I want to believe in God. Yes, I wrote that with a capital G. I want to. I read something a while back, that made my heart wring in pain. Of course, it was pure fiction. But that tiny mass, pumping blood here, there and all over the place, seemed to just stop for some picoseconds and I was left wondering.

I believe in doing everything to the fullest. If I want to hurt the fuck out of some one, trust me to do a good job of it. Sooo good that after a point I get hurt, for all the hurt caused. Again, I assure myself that he/she deserved it. God would have taken a long time to get back to him/her, so I took over the reigns.
I’m my God.

All these lines suddenly seem so blasphemous. I remember when daddy wasn’t well. I’d prayed hard. No, I didn’t go to a temple or for that matter even chant prayers and sit with my hands folded in front of The Idol. But I prayed. Daddy recovered. I thanked the doctor profusely. Suddenly I refused to see anything beyond science. It was science that saved daddy. It was only science. The intention of this post was to be cynical at myself, my faith based on convenience. But as I type this, I wonder if it is really convenience?

Why am I so cynical? I don’t know. Cynicism is a safer state of being and I thrive on that belief.

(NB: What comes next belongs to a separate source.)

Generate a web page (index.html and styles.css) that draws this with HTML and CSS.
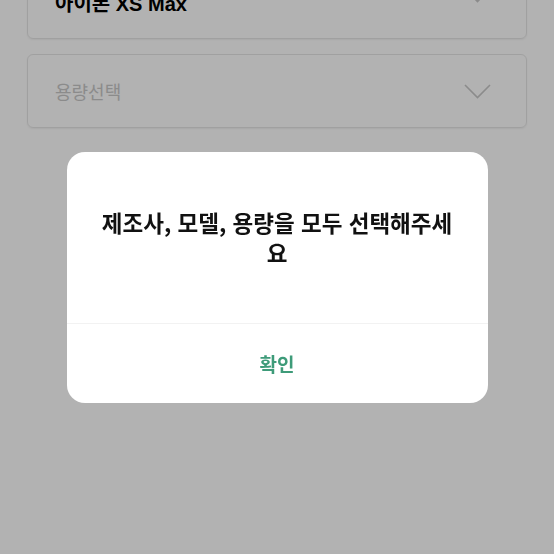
FILE: index.html
```html
<!DOCTYPE html>
<html lang="ko">
<head>
<meta charset="utf-8">
<link rel="stylesheet" href="styles.css">
</head>
<body>
<div class="page">
  <div class="select filled">
    <span class="value">아이폰 XS Max</span>
    <svg class="chev" width="27" height="15" viewBox="0 0 27 15"><path d="M1 1 L13.5 13.5 L26 1" fill="none" stroke="#c8c8c8" stroke-width="1.6"/></svg>
  </div>
  <div class="select">
    <span class="placeholder">용량선택</span>
    <svg class="chev" width="27" height="15" viewBox="0 0 27 15"><path d="M1 1 L13.5 13.5 L26 1" fill="none" stroke="#c8c8c8" stroke-width="1.6"/></svg>
  </div>
</div>
<div class="overlay">
  <div class="dialog">
    <div class="message">제조사, 모델, 용량을 모두 선택해주세요</div>
    <div class="actions"><button class="ok">확인</button></div>
  </div>
</div>
</body>
</html>
```
FILE: styles.css
```css
html, body {
  margin: 0;
  padding: 0;
  background: #ffffff;
  font-family: "Noto Sans CJK KR", "Noto Sans", sans-serif;
  height: 100%;
  overflow: hidden;
}
.page {
  padding: 0 27px;
  margin-top: -35px;
  display: flex;
  flex-direction: column;
  gap: 15px;
}
.select {
  height: 74px;
  box-sizing: border-box;
  border: 1px solid #e6e6e6;
  border-radius: 6px;
  box-shadow: 0 1px 2px rgba(0,0,0,0.06);
  display: flex;
  align-items: center;
  justify-content: space-between;
  padding: 0 35px 0 27px;
}
.value {
  font-family: "Liberation Sans", "Noto Sans CJK KR", sans-serif;
  font-weight: 700;
  font-size: 20px;
  color: #000;
}
.filled .chev { margin-top: -14px; }
.placeholder {
  font-size: 18px;
  color: #c8c8c8;
}
.overlay {
  position: fixed;
  inset: 0;
  background: rgba(0,0,0,0.3);
  display: flex;
  align-items: center;
  justify-content: center;
}
.dialog {
  width: 421px;
  height: 251px;
  background: #fff;
  border-radius: 18px;
  display: flex;
  flex-direction: column;
  overflow: hidden;
}
.message {
  height: 172px;
  box-sizing: border-box;
  padding: 0 30px;
  display: flex;
  align-items: center;
  justify-content: center;
  text-align: center;
  font-size: 22.5px;
  font-weight: 700;
  line-height: 30px;
  color: #111;
  border-bottom: 1px solid #f2f2f2;
}
.actions {
  flex: 1;
  display: flex;
  align-items: center;
  justify-content: center;
}
.ok {
  border: none;
  background: none;
  font-family: "Noto Sans CJK KR", sans-serif;
  font-size: 19px;
  font-weight: 700;
  color: #3e9b79;
  padding: 0;
}
```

I wish I had blind faith in something that made me less of a skeptic. It’s more convenient that way; having some one to solve your problems, blame when lost, cry to when alone and forget when safe.

Sunday, May 06, 2007

Of starry tantrums

With every single day I can feel the enormity of my jinxing capacity.

I can take care of you, love you like a hopeless maniac, pamper you rotten, take all your temper tantrums with a calm smile, be there for you even before you need me, walk away the second I sense you tossing and turning for space, I can be a mother, daughter, lover and friend; all till I know that you are not in any ways related to me.

It's like, the moment we get tied up as a pair, I’ll start affecting you. My jinxed existence will start affecting you. The blighted luck that I have, will show it effects on you as well. And that is The Last thing I want to happen.

I wonder what made me pray, cry and hope in despair so that you could be mine. I'm glad you aren't. I'm glad we'll never cross that line and reach that point of proximity. I 'm glad you didn't give in to my temper tantrums, my very own sweet custard.

I would have felt so helpless and I would have been so sore with myself for being a part of your life. I like it this way. I'm there....just close enough to get a daily inventory of what's happening in your life...if your leg is giving you problems, if you've finally stopped fasting on Saturday ( yes, that bothers me...anything that makes you uncomfortable for 2 seconds at a stretch bothers me. I haven't told you this to avoid another 2 seconds of discomfort). I'm there, and the daily inventory, abuses, mollycoddling, helps me survive through each day.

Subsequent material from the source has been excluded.